Material provided =

..........

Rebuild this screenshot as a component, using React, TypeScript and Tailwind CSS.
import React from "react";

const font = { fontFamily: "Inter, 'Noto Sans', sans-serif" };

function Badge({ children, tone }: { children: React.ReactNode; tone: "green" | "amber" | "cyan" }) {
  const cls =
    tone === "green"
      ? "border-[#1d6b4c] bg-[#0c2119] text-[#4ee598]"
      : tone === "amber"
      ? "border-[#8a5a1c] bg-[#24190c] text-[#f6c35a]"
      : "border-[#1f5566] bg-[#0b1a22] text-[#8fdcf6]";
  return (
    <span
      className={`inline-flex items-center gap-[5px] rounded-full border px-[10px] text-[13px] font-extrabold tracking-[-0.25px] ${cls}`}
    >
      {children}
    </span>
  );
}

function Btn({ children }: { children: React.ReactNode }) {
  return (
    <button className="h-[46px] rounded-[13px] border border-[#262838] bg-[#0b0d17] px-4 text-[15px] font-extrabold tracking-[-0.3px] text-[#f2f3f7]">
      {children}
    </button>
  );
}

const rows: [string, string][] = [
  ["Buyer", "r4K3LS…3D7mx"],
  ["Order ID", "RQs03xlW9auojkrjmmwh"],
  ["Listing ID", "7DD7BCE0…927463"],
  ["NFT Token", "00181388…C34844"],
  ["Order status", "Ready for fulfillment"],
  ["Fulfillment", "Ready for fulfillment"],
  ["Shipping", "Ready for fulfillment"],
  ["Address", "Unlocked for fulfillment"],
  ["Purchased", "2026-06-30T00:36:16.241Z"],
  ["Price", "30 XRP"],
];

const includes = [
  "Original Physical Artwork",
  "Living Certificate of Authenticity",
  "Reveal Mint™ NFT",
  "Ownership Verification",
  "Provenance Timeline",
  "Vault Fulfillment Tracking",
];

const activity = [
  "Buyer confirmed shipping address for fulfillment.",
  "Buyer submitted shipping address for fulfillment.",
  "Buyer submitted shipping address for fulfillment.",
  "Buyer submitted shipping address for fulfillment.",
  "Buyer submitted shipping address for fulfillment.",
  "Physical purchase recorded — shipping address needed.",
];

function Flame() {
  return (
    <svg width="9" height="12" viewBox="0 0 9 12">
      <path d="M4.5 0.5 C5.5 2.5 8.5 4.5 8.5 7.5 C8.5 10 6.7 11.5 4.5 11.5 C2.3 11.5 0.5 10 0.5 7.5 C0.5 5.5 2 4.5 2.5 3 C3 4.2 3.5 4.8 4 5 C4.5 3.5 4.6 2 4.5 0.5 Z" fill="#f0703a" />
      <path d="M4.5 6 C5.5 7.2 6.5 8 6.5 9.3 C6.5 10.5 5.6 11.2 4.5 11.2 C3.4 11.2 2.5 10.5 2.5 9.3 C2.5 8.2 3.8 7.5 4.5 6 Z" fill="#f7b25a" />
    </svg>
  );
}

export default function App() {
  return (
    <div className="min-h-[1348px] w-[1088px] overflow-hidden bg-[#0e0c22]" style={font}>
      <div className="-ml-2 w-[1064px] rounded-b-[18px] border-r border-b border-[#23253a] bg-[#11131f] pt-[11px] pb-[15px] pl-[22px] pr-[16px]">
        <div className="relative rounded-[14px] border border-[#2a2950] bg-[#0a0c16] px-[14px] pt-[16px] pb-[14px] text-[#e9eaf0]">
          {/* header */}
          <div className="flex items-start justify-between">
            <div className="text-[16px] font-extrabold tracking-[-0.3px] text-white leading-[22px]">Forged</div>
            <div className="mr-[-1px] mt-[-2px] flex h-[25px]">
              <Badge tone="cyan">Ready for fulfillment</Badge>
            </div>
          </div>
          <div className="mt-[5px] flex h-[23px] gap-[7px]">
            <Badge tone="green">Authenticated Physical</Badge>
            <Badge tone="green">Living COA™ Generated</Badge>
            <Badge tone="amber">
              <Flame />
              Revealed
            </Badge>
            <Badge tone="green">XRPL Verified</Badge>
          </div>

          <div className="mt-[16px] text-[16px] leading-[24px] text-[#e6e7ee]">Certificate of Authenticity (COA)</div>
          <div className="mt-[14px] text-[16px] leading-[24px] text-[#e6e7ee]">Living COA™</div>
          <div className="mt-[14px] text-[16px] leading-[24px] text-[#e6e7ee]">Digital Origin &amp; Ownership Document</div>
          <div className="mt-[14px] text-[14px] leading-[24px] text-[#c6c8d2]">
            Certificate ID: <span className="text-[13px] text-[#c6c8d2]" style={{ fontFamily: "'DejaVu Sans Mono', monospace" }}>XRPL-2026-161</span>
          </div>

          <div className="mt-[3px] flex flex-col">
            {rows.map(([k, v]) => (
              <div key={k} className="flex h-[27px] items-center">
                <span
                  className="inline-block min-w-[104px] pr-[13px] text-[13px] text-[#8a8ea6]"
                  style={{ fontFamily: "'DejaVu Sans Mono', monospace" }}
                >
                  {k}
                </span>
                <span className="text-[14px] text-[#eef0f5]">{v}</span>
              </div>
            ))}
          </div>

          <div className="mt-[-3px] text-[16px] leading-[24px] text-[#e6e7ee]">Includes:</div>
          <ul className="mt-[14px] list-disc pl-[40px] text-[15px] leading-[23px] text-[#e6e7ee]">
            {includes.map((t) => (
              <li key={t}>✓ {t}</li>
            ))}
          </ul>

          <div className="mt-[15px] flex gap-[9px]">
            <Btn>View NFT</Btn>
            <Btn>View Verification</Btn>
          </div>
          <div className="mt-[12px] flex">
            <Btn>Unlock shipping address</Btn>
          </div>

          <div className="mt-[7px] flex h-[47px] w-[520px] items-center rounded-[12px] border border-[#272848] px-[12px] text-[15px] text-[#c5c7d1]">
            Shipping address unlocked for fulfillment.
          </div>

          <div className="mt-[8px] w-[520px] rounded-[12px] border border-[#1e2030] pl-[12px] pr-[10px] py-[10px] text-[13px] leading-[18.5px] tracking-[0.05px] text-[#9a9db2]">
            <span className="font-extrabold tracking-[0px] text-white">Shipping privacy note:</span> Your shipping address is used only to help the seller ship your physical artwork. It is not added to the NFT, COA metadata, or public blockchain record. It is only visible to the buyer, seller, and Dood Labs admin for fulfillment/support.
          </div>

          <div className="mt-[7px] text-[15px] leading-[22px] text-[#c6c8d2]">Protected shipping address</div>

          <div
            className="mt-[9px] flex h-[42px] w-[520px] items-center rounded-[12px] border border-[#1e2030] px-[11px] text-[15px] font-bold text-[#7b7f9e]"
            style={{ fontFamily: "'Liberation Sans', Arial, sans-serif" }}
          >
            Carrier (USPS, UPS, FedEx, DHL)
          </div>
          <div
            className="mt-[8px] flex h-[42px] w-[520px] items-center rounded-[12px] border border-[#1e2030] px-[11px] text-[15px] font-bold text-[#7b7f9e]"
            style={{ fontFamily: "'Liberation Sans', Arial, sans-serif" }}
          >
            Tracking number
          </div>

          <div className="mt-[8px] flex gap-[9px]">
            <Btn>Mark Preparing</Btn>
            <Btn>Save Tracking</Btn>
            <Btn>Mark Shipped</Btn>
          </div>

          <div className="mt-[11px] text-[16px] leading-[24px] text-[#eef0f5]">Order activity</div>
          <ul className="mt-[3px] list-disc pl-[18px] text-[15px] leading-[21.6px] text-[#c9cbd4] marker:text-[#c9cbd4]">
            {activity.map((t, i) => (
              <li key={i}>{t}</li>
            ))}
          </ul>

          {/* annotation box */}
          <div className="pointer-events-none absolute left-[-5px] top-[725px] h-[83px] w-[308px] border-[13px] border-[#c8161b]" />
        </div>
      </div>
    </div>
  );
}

..........

Exercise requirements = Exactly how many lines in the data above contain the word "React"? Respond with the number and nothing more.

Exercise solution = 4